1. Field of the Invention
The present invention relates to an air to fuel ratio control system for a gasoline engine having a fixed venturi type carburetor.
2. Description of the Prior Art
The gasoline engine for an automobile requires fast response of the air to fuel ratio control system since operating condition of the engine frequently changes. A prior method for controlling an air to fuel ratio by sensing a change in composition of exhaust gas used in the air to fuel ratio control system has a drawback of slow response. Namely, since a certain period of time is taken before air-fuel mixture supplied from the carburetor to the engine passes through an intake pipe of the engine, a combustion chamber and an exhaust pipe and finally reaches an exhaust gas sensor, the rapid change of operating condition cannot be followed. If a gain of the control system is increased to overcome the above drawback, the air to fuel ratio control system will hunt and a proper control will not be attained. The closed loop control for the air to fuel ratio using the exhaust gas sensor is effective to the air to fuel ratio control in which the air to fuel ratio is corrected for slow change of environment such as secular change of metering of fuel for the carburetor, level change of ground or temperature change, but the development of control method having higher response and stability has been desired.
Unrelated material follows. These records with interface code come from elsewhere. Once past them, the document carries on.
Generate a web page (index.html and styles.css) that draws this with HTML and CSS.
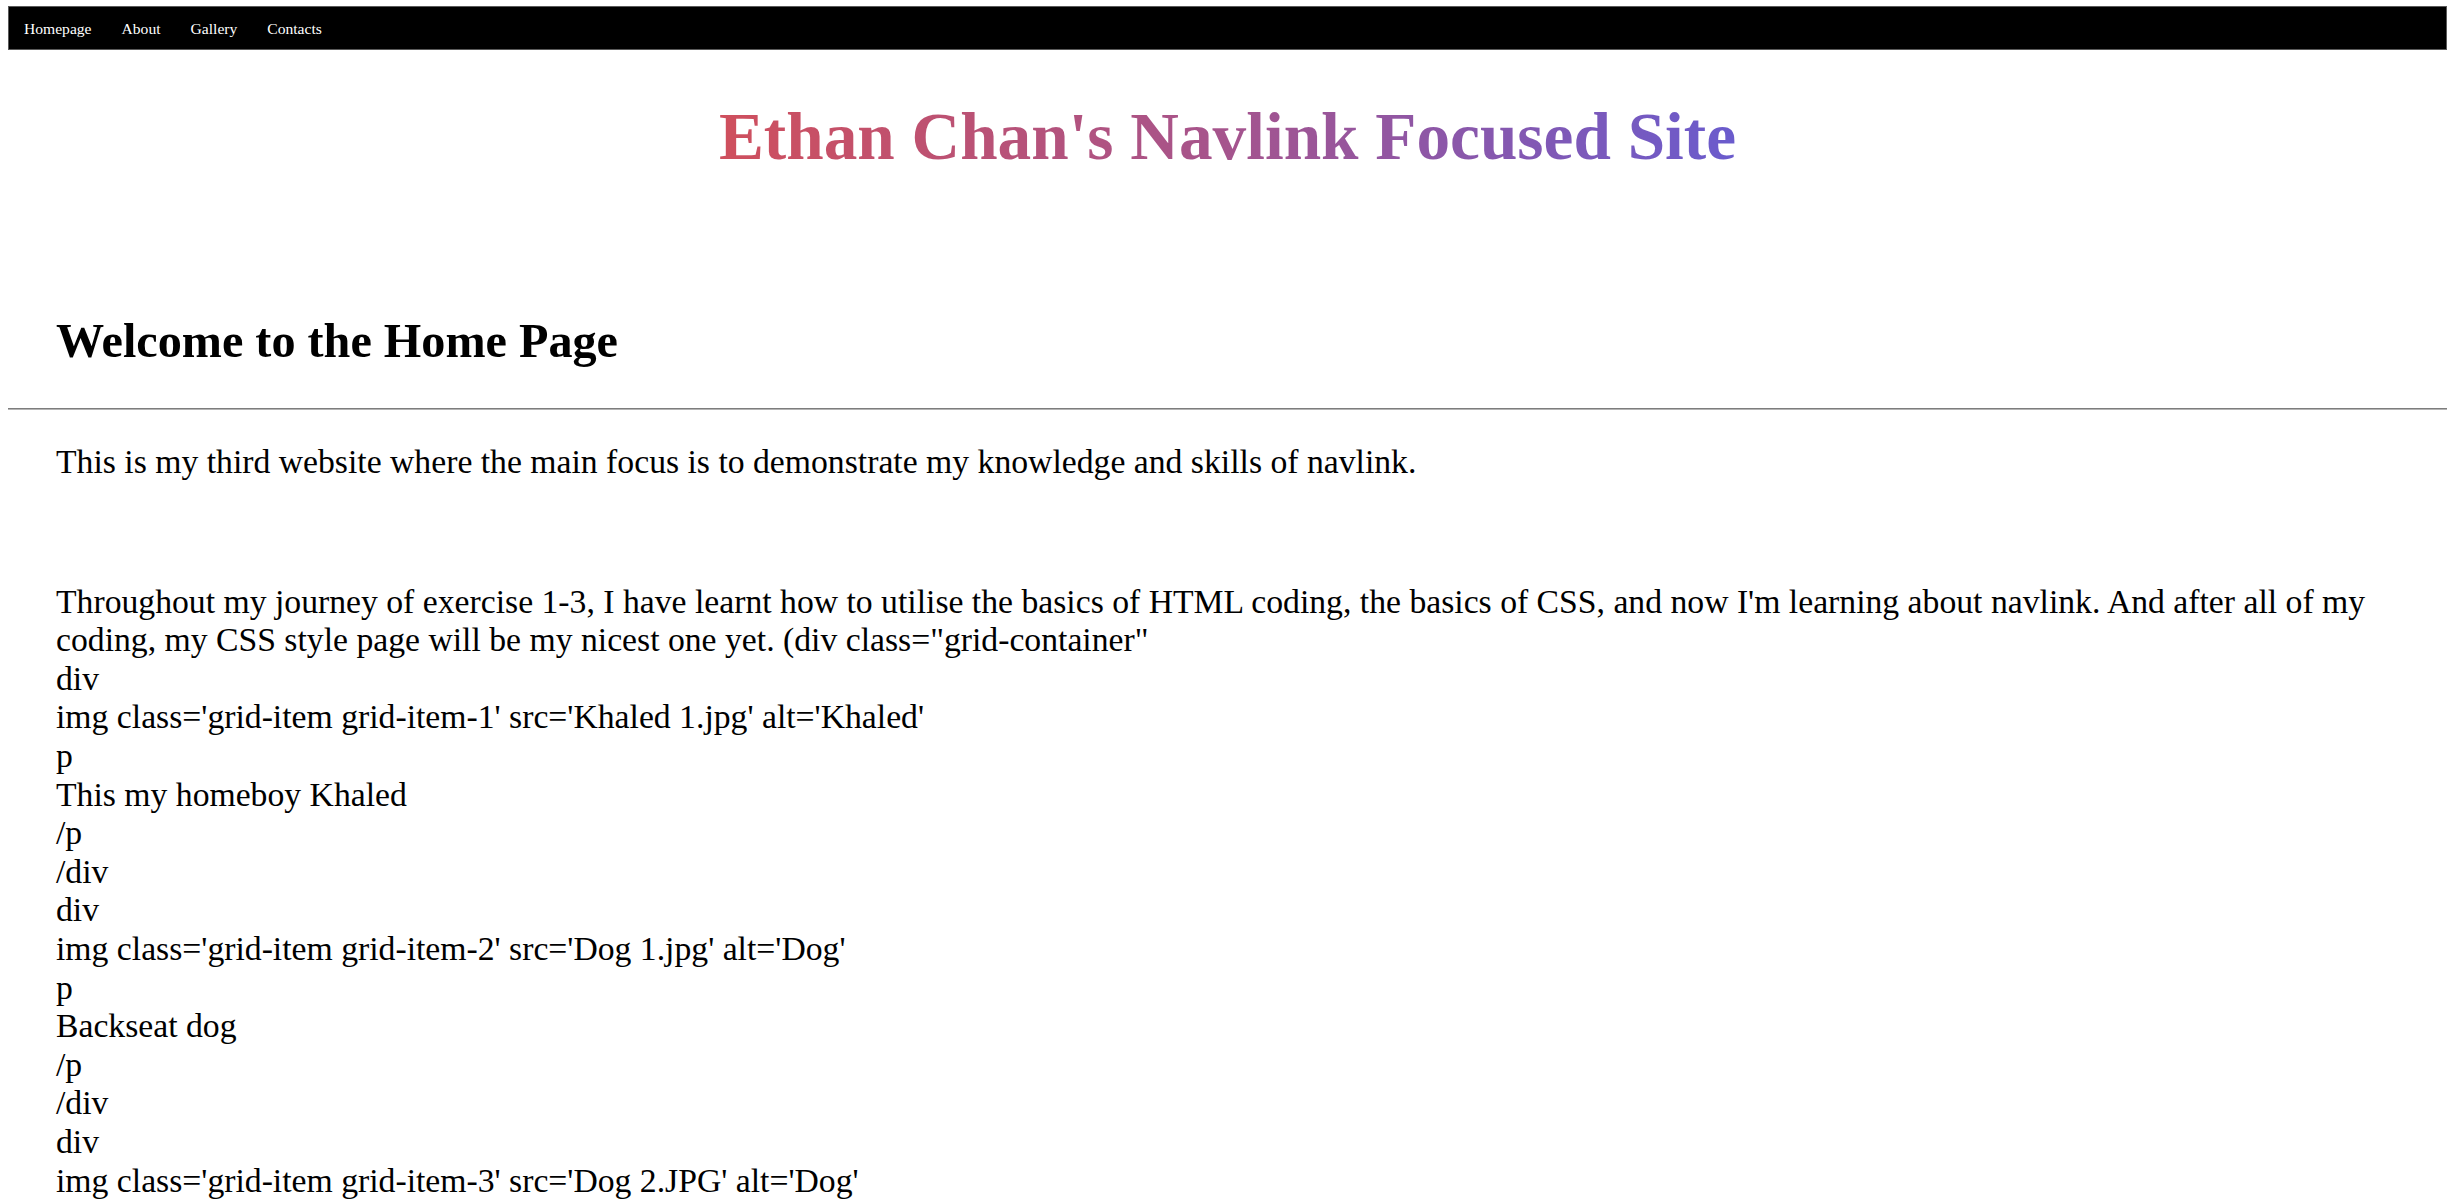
FILE: index.html
```html
<!DOCTYPE html>
<html lang="en">
<head>
<meta charset="utf-8">
<title>Ethan Chan's Navlink Focused Site</title>
<link rel="stylesheet" href="styles.css">
</head>
<body>
<nav class="topnav">
  <a class="navlink" href="#">Homepage</a>
  <a class="navlink" href="#">About</a>
  <a class="navlink" href="#">Gallery</a>
  <a class="navlink" href="#">Contacts</a>
</nav>
<header class="site-header">
  <h1 class="site-title">Ethan Chan's Navlink Focused Site</h1>
</header>
<section class="intro">
  <h2 class="page-heading">Welcome to the Home Page</h2>
</section>
<hr class="divider">
<main class="content">
  <p class="lead">This is my third website where the main focus is to demonstrate my knowledge and skills of navlink.</p>
  <p class="body-text">Throughout my journey of exercise 1-3, I have learnt how to utilise the basics of HTML coding, the basics of CSS, and now I'm learning about navlink. And after all of my coding, my CSS style page will be my nicest one yet. (div class="grid-container"
div
img class='grid-item grid-item-1' src='Khaled 1.jpg' alt='Khaled'
p
This my homeboy Khaled
/p
/div
div
img class='grid-item grid-item-2' src='Dog 1.jpg' alt='Dog'
p
Backseat dog
/p
/div
div
img class='grid-item grid-item-3' src='Dog 2.JPG' alt='Dog'</p>
</main>
</body>
</html>
```

FILE: styles.css
```css
html {
  background: #ffffff;
}

body {
  margin: 6px 8px 0 8px;
  font-family: "Liberation Serif", "Times New Roman", serif;
  color: #000000;
}

.topnav {
  display: flex;
  align-items: center;
  height: 44px;
  box-sizing: border-box;
  background: #000000;
  border: 1px solid #5a5a5a;
}

.navlink {
  color: #ffffff;
  text-decoration: none;
  font-size: 15.6px;
  padding: 0 15px;
  line-height: 1;
  margin-top: 1px;
}

.site-header {
  display: flex;
  justify-content: center;
}

.site-title {
  margin: 48px 0 0 0;
  font-size: 67.3px;
  font-weight: bold;
  line-height: 77px;
  background: linear-gradient(to right, #cf4f5d, #a5548d 50%, #6a5bcd);
  -webkit-background-clip: text;
  background-clip: text;
  color: transparent;
  -webkit-text-fill-color: transparent;
}

.intro {
  padding: 0 48px;
}

.page-heading {
  margin: 138px 0 40px 0;
  font-size: 48.2px;
  font-weight: bold;
  line-height: 55px;
}

.divider {
  margin: 0;
  height: 0;
  border: 0;
  border-top: 1px solid #7d7d7d;
  border-bottom: 1px solid #b4b4b4;
}

.content {
  padding: 0 48px;
}

.lead {
  margin: 33px 0 101px 0;
  font-size: 33.7px;
  line-height: 38.6px;
}

.body-text {
  margin: 0;
  font-size: 33.7px;
  line-height: 38.6px;
  white-space: pre-line;
}
```
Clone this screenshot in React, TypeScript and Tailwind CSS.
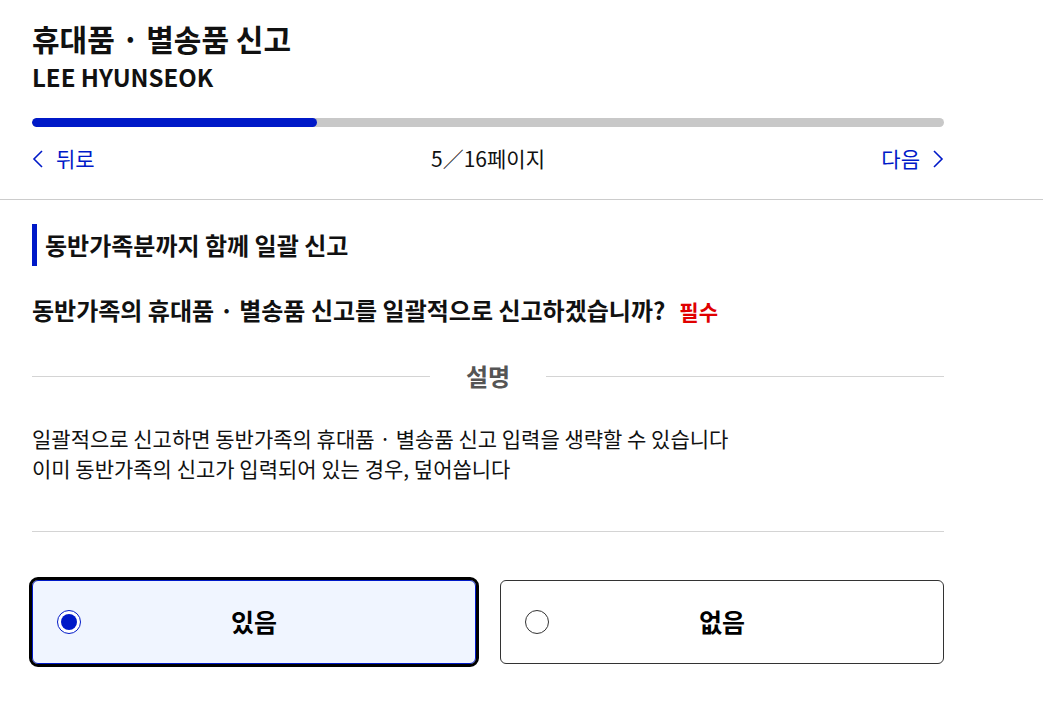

An air to fuel ratio control method which does not use the exhaust gas sensor is disclosed, for example, in the U.S. Pat. No. 3,750,632. In the method disclosed therein, the amount of suction air is measured by a heat radiation type or moving pressure plate type air flow meter to produce an electrical signal and based on this signal a desired flow rate of fuel is calculated by an electric circuit. On the other hand, an actual flow rate of fuel is sensed by a fuel flow meter, and the flow rate of fuel is controlled based on a difference between the desired flow rate and the actual flow rate of fuel. It would be expected that this control method attains better control response than the air to fuel control method using the exhaust gas sensor, but the signal produced from the air flow meter is not a linear function of the amount of intaking air while the signal from the fuel flow meter is proportional to the actual flow rate of fuel. Because of the use of different type of measurements, a complex linearizer is necessary in calculating the desired flow rate of fuel based on the intake air amount signal. Accordingly, the air to fuel ratio control system disclosed in the above U.S. Patent will be complex and expensive.